The elder Dr. Smoot, who died in 1911 at his home on Washington Pike at the age of 59 after failing health, had been a doctor in nearby Union County. It is not completely clear in old city directories, but the family may have already been in the big family home by then, although they may have lived elsewhere at times after his death.

Maggie Smoot died in 1934 at the age of 64 at her son’s temporary home at 1714 North Hills Blvd.

Dr. John Smoot was born in 1893, the year Baylor was founded, and served in World War I. He was 84 when he died, and his obituary makes no reference to Tom Smoot. It does mention his membership with the Knoxville Academy of Medicine.

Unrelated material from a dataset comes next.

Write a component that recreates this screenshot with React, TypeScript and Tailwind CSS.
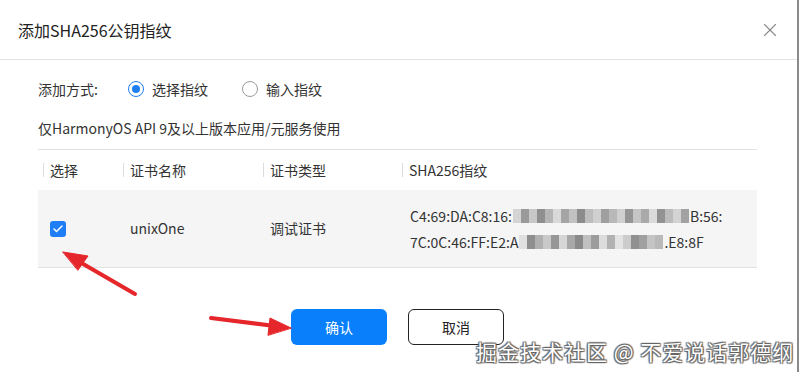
import { X, Check } from "lucide-react";

const mosaic1 = ["#d4d4d4", "#9a9a9a", "#c8c8c8", "#8f8f8f", "#b5b5b5", "#d9d9d9", "#a5a5a5", "#c2c2c2", "#8c8c8c", "#bdbdbd", "#d0d0d0", "#9f9f9f", "#b8b8b8", "#cfcfcf", "#959595", "#c5c5c5", "#aaaaaa", "#dadada", "#929292", "#bcbcbc", "#d3d3d3", "#a2a2a2"];
const mosaic2 = ["#e0e0e0", "#8e8e8e", "#b0b0b0", "#c9c9c9", "#979797", "#d6d6d6", "#a8a8a8", "#8a8a8a", "#c0c0c0", "#9c9c9c", "#dcdcdc", "#b2b2b2", "#e3e3e3", "#cccccc", "#909090", "#a0a0a0", "#c4c4c4", "#b9b9b9"];

function Mosaic({ cells }: { cells: string[] }) {
  return (
    <span className="inline-flex h-[14px] align-middle mx-[1px]">
      {cells.map((c, i) => (
        <span key={i} className="w-[8px] h-full" style={{ background: c }} />
      ))}
    </span>
  );
}

function Radio({ checked, label }: { checked?: boolean; label: string }) {
  return (
    <label className="flex items-center gap-[8px]">
      <span
        className={
          checked
            ? "w-[16px] h-[16px] rounded-full border border-[#1f7ef5] flex items-center justify-center"
            : "w-[16px] h-[16px] rounded-full border border-[#9a9a9a]"
        }
      >
        {checked && <span className="w-[8px] h-[8px] rounded-full bg-[#1f7ef5]" />}
      </span>
      <span>{label}</span>
    </label>
  );
}

function HeadCell({ w, children }: { w: string; children: React.ReactNode }) {
  return (
    <div className={`${w} flex items-center pl-[5px]`}>
      <span className="w-px h-[14px] bg-[#dcdcdc] mr-[6px]" />
      {children}
    </div>
  );
}

export default function App() {
  return (
    <div
      className="relative w-[799px] h-[372px] overflow-hidden bg-white text-[14px] text-[#333]"
      style={{ fontFamily: '"Noto Sans CJK SC", "Noto Sans", sans-serif' }}
    >
      <div className="w-[797px] h-full border-r-2 border-[#8a8a8a] box-content">
        <div className="h-[60px] flex items-center justify-between pl-[18px] pr-[16px] border-b border-[#e2e2e2]">
          <h1 className="text-[16px] text-[#222]">添加SHA256公钥指纹</h1>
          <X className="w-[22px] h-[22px] text-[#8a8a8a]" strokeWidth={1.2} />
        </div>

        <div className="pl-[38px] pr-[40px]">
          <div className="flex items-center h-[20px] mt-[19px]">
            <span className="w-[90px]">添加方式:</span>
            <div className="flex items-center gap-[34px]">
              <Radio checked label="选择指纹" />
              <Radio label="输入指纹" />
            </div>
          </div>

          <p className="mt-[19px] leading-[20px]">仅HarmonyOS API 9及以上版本应用/元服务使用</p>

          <div className="mt-[11px] border-t border-[#e2e2e2]">
            <div className="flex h-[40px] items-center">
              <HeadCell w="w-[80px]">选择</HeadCell>
              <HeadCell w="w-[140px]">证书名称</HeadCell>
              <HeadCell w="w-[139px]">证书类型</HeadCell>
              <HeadCell w="flex-1">SHA256指纹</HeadCell>
            </div>
            <div className="flex h-[78px] items-center bg-[#f5f5f5] border-b border-[#e2e2e2]">
              <div className="w-[80px] pl-[12px]">
                <span className="w-[16px] h-[16px] rounded-[3px] bg-[#1f7ef5] flex items-center justify-center">
                  <Check className="w-[12px] h-[12px] text-white" strokeWidth={3} />
                </span>
              </div>
              <div className="w-[140px] pl-[12px]">unixOne</div>
              <div className="w-[139px] pl-[12px]">调试证书</div>
              <div className="flex-1 pl-[13px] leading-[26px]">
                <div className="flex items-center">
                  C4:69:DA:C8:16:<Mosaic cells={mosaic1} />B:56:
                </div>
                <div className="flex items-center">
                  7C:0C:46:FF:E2:A<Mosaic cells={mosaic2} />.E8:8F
                </div>
              </div>
            </div>
          </div>

          <div className="flex justify-center gap-[21px] mt-[41px]">
            <button className="w-[96px] h-[36px] rounded-[6px] bg-[#0a7ffb] text-white">确认</button>
            <button className="w-[96px] h-[36px] rounded-[6px] border border-[#222] text-[#222]">取消</button>
          </div>
        </div>
      </div>

      <svg className="absolute left-0 top-0 pointer-events-none" width="799" height="372">
        <g fill="#e5262a" stroke="#e5262a" strokeLinecap="round">
          <line x1="135" y1="294" x2="78" y2="261" strokeWidth="4" />
          <polygon points="63,252 88,256 78,270" strokeWidth="1" strokeLinejoin="round" />
          <line x1="211" y1="318" x2="275" y2="326" strokeWidth="4" />
          <polygon points="291,328 270,318 268,335" strokeWidth="1" strokeLinejoin="round" />
        </g>
      </svg>

      <div
        className="absolute left-[476px] top-[337px] text-[21px] text-white leading-[28px] tracking-[1px]"
        style={{ textShadow: "0 0 1px #555, 1px 1px 1px #666, -1px -1px 1px #666, 1px -1px 1px #666, -1px 1px 1px #666" }}
      >
        掘金技术社区 @ 不爱说话郭德纲
      </div>
    </div>
  );
}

Tom Smoot’s grave has a similarly plain marker with the date of his birth -- Nov. 15, 1931 -- and his death – Oct. 1, 1948. The latter date gives no hint that it was a time of much grieving 100 miles down the road at Baylor School.

Just a mile or so away from the cemetery is Knoxville Central High, where in 1991 Baylor’s football team played Central and future major league baseball player Todd Helton in Baylor’s first deep playoff run since 1977.

The Red Raiders were trying to bring back the rich football tradition sustained by Mr. Smoot and his teammates before a horrible disease cut a very promising life short.